Repeat the material verbatim. Images are excluded from the copy.
= = = = = = =
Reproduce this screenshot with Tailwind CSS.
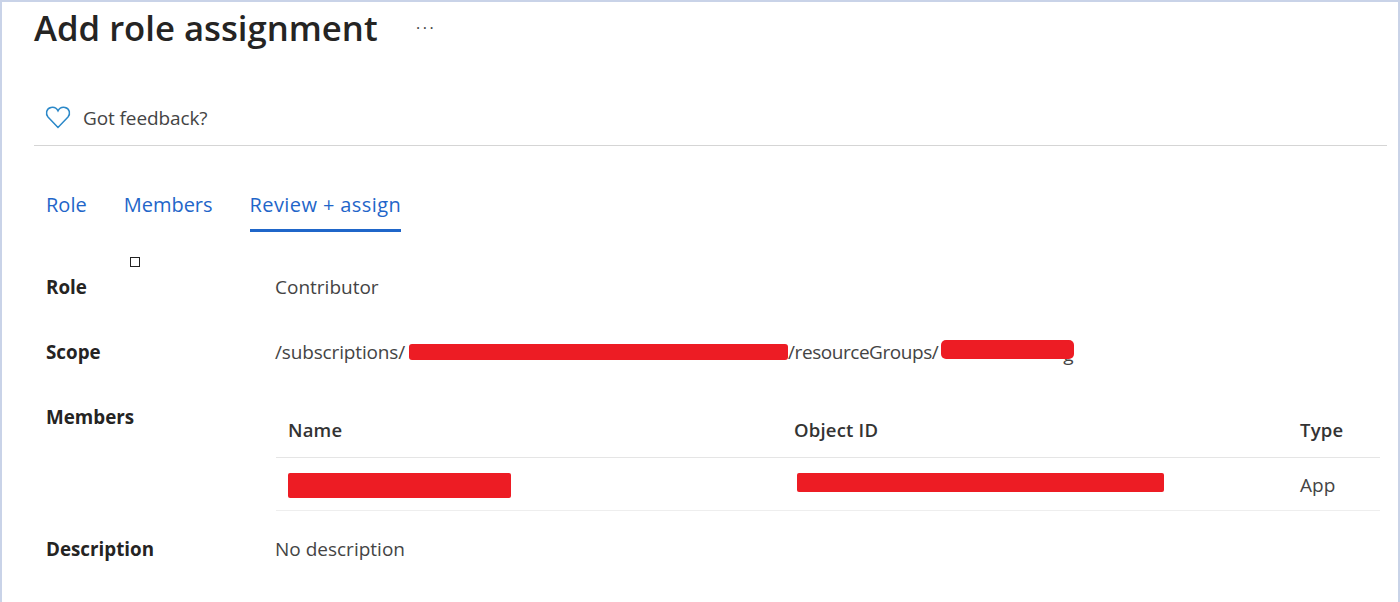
<!DOCTYPE html>
<html lang="en">
<head>
    <meta charset="UTF-8">
    <title>Add role assignment</title>
    <script src="https://cdn.jsdelivr.net/npm/@tailwindcss/browser@4"></script>
</head>
<body class="bg-white font-['Open_Sans',sans-serif] text-[#323130]">
<div class="relative w-[1400px] h-[602px] overflow-hidden bg-white border-t-2 border-l-2 border-r-2 border-[#c9d3e8]">

    <!-- Header -->
    <div class="ml-[32px] mr-[10px] h-[52px] flex items-center">
        <h1 class="text-[34.7px] leading-[52px] -mt-[1px] font-semibold text-[#252423] w-[382px]">Add role assignment</h1>
        <span class="text-[#444] text-[16px] tracking-[2.5px]">···</span>
    </div>

    <!-- Feedback -->
    <div class="ml-[32px] mr-[11px] h-[92px] border-b border-[#d5d5d5] flex items-center gap-[12px] pl-[11px] pt-[53px] pb-[18px]">
        <svg width="26" height="24" viewBox="0 0 26 24" fill="none" stroke="#2b88c8" stroke-width="1.5">
            <path d="M13 22.5 L3 12 C0.5 9 1 3.5 6 2.4 C9.2 1.8 11.8 3.5 13 5.8 C14.2 3.5 16.8 1.8 20 2.4 C25 3.5 25.5 9 23 12 Z"/>
        </svg>
        <span class="text-[19px] text-[#444] tracking-[-0.1px] mt-[2px]">Got feedback?</span>
    </div>

    <!-- Tabs -->
    <div class="ml-[44px] mt-[38px] flex gap-[37px] text-[20px] text-[#1f66c9] leading-[42px]">
        <a class="h-[48px]">Role</a>
        <a class="h-[48px]">Members</a>
        <a class="h-[48px] border-b-[3px] border-[#1f66c9] tracking-[0.4px]">Review + assign</a>
    </div>

    <!-- Stray selection handle from the capture -->
    <div class="absolute left-[128px] top-[255px] w-[10px] h-[10px] border border-[#222] bg-white"></div>

    <!-- Details -->
    <div class="ml-[44px] mt-[37px] text-[19px] text-[#444]">
        <div class="flex h-[65px]">
            <div class="w-[229px] font-bold text-[#252423] text-[18.8px] leading-[36px]">Role</div>
            <div class="leading-[36px]">Contributor</div>
        </div>
        <div class="flex h-[65px]">
            <div class="w-[229px] font-bold text-[#252423] text-[18.8px] leading-[36px]">Scope</div>
            <div class="leading-[36px] flex items-center h-[36px] whitespace-nowrap">
                <span class="tracking-[-0.15px]">/subscriptions/</span>
                <span class="w-[379px] h-[16px] -mt-[1px] bg-[#ed1c24] rounded-[3px] ml-[4px]"></span>
                <span class="tracking-[-0.45px]">/resourceGroups/</span>
                <span class="relative z-10 w-[133px] h-[19px] -mt-[5px] bg-[#ed1c24] rounded-[5px] ml-[3px]"></span>
                <span class="-ml-[11px] mt-[4px]">g</span>
            </div>
        </div>
        <div class="flex h-[132px]">
            <div class="w-[229px] font-bold text-[#252423] text-[18.8px] leading-[36px]">Members</div>
            <div class="w-[1105px]">
                <div class="h-[39px] ml-[1px] border-b border-[#e5e5e5] grid grid-cols-[506px_506px_1fr] pl-[12px] text-[18.5px] font-semibold tracking-[0.2px] text-[#333] leading-[26px] pt-[1px] mt-[17px] box-content pb-[1px]">
                    <div>Name</div><div>Object ID</div><div>Type</div>
                </div>
                <div class="h-[53px] ml-[1px] pt-[3px] border-b border-[#eee] grid grid-cols-[506px_506px_1fr] pl-[12px] items-center">
                    <div class="w-[223px] h-[25px] bg-[#ed1c24] rounded-[2px]"></div>
                    <div class="w-[367px] h-[19px] -mt-[6px] ml-[3px] bg-[#ed1c24] rounded-[2px]"></div>
                    <div class="text-[19px]">App</div>
                </div>
            </div>
        </div>
        <div class="flex">
            <div class="w-[229px] font-bold text-[#252423] text-[18.8px] leading-[36px]">Description</div>
            <div class="leading-[36px]">No description</div>
        </div>
    </div>
</div>
</body>
</html>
= = = = = = =
THE ANSWER
Reproduce this screenshot with Tailwind CSS.
<!DOCTYPE html>
<html lang="en">
<head>
    <meta charset="UTF-8">
    <title>Add role assignment</title>
    <script src="https://cdn.jsdelivr.net/npm/@tailwindcss/browser@4"></script>
</head>
<body class="bg-white font-['Open_Sans',sans-serif] text-[#323130]">
<div class="relative w-[1400px] h-[602px] overflow-hidden bg-white border-t-2 border-l-2 border-r-2 border-[#c9d3e8]">

    <!-- Header -->
    <div class="ml-[32px] mr-[10px] h-[52px] flex items-center">
        <h1 class="text-[34.7px] leading-[52px] -mt-[1px] font-semibold text-[#252423] w-[382px]">Add role assignment</h1>
        <span class="text-[#444] text-[16px] tracking-[2.5px]">···</span>
    </div>

    <!-- Feedback -->
    <div class="ml-[32px] mr-[11px] h-[92px] border-b border-[#d5d5d5] flex items-center gap-[12px] pl-[11px] pt-[53px] pb-[18px]">
        <svg width="26" height="24" viewBox="0 0 26 24" fill="none" stroke="#2b88c8" stroke-width="1.5">
            <path d="M13 22.5 L3 12 C0.5 9 1 3.5 6 2.4 C9.2 1.8 11.8 3.5 13 5.8 C14.2 3.5 16.8 1.8 20 2.4 C25 3.5 25.5 9 23 12 Z"/>
        </svg>
        <span class="text-[19px] text-[#444] tracking-[-0.1px] mt-[2px]">Got feedback?</span>
    </div>

    <!-- Tabs -->
    <div class="ml-[44px] mt-[38px] flex gap-[37px] text-[20px] text-[#1f66c9] leading-[42px]">
        <a class="h-[48px]">Role</a>
        <a class="h-[48px]">Members</a>
        <a class="h-[48px] border-b-[3px] border-[#1f66c9] tracking-[0.4px]">Review + assign</a>
    </div>

    <!-- Stray selection handle from the capture -->
    <div class="absolute left-[128px] top-[255px] w-[10px] h-[10px] border border-[#222] bg-white"></div>

    <!-- Details -->
    <div class="ml-[44px] mt-[37px] text-[19px] text-[#444]">
        <div class="flex h-[65px]">
            <div class="w-[229px] font-bold text-[#252423] text-[18.8px] leading-[36px]">Role</div>
            <div class="leading-[36px]">Contributor</div>
        </div>
        <div class="flex h-[65px]">
            <div class="w-[229px] font-bold text-[#252423] text-[18.8px] leading-[36px]">Scope</div>
            <div class="leading-[36px] flex items-center h-[36px] whitespace-nowrap">
                <span class="tracking-[-0.15px]">/subscriptions/</span>
                <span class="w-[379px] h-[16px] -mt-[1px] bg-[#ed1c24] rounded-[3px] ml-[4px]"></span>
                <span class="tracking-[-0.45px]">/resourceGroups/</span>
                <span class="relative z-10 w-[133px] h-[19px] -mt-[5px] bg-[#ed1c24] rounded-[5px] ml-[3px]"></span>
                <span class="-ml-[11px] mt-[4px]">g</span>
            </div>
        </div>
        <div class="flex h-[132px]">
            <div class="w-[229px] font-bold text-[#252423] text-[18.8px] leading-[36px]">Members</div>
            <div class="w-[1105px]">
                <div class="h-[39px] ml-[1px] border-b border-[#e5e5e5] grid grid-cols-[506px_506px_1fr] pl-[12px] text-[18.5px] font-semibold tracking-[0.2px] text-[#333] leading-[26px] pt-[1px] mt-[17px] box-content pb-[1px]">
                    <div>Name</div><div>Object ID</div><div>Type</div>
                </div>
                <div class="h-[53px] ml-[1px] pt-[3px] border-b border-[#eee] grid grid-cols-[506px_506px_1fr] pl-[12px] items-center">
                    <div class="w-[223px] h-[25px] bg-[#ed1c24] rounded-[2px]"></div>
                    <div class="w-[367px] h-[19px] -mt-[6px] ml-[3px] bg-[#ed1c24] rounded-[2px]"></div>
                    <div class="text-[19px]">App</div>
                </div>
            </div>
        </div>
        <div class="flex">
            <div class="w-[229px] font-bold text-[#252423] text-[18.8px] leading-[36px]">Description</div>
            <div class="leading-[36px]">No description</div>
        </div>
    </div>
</div>
</body>
</html>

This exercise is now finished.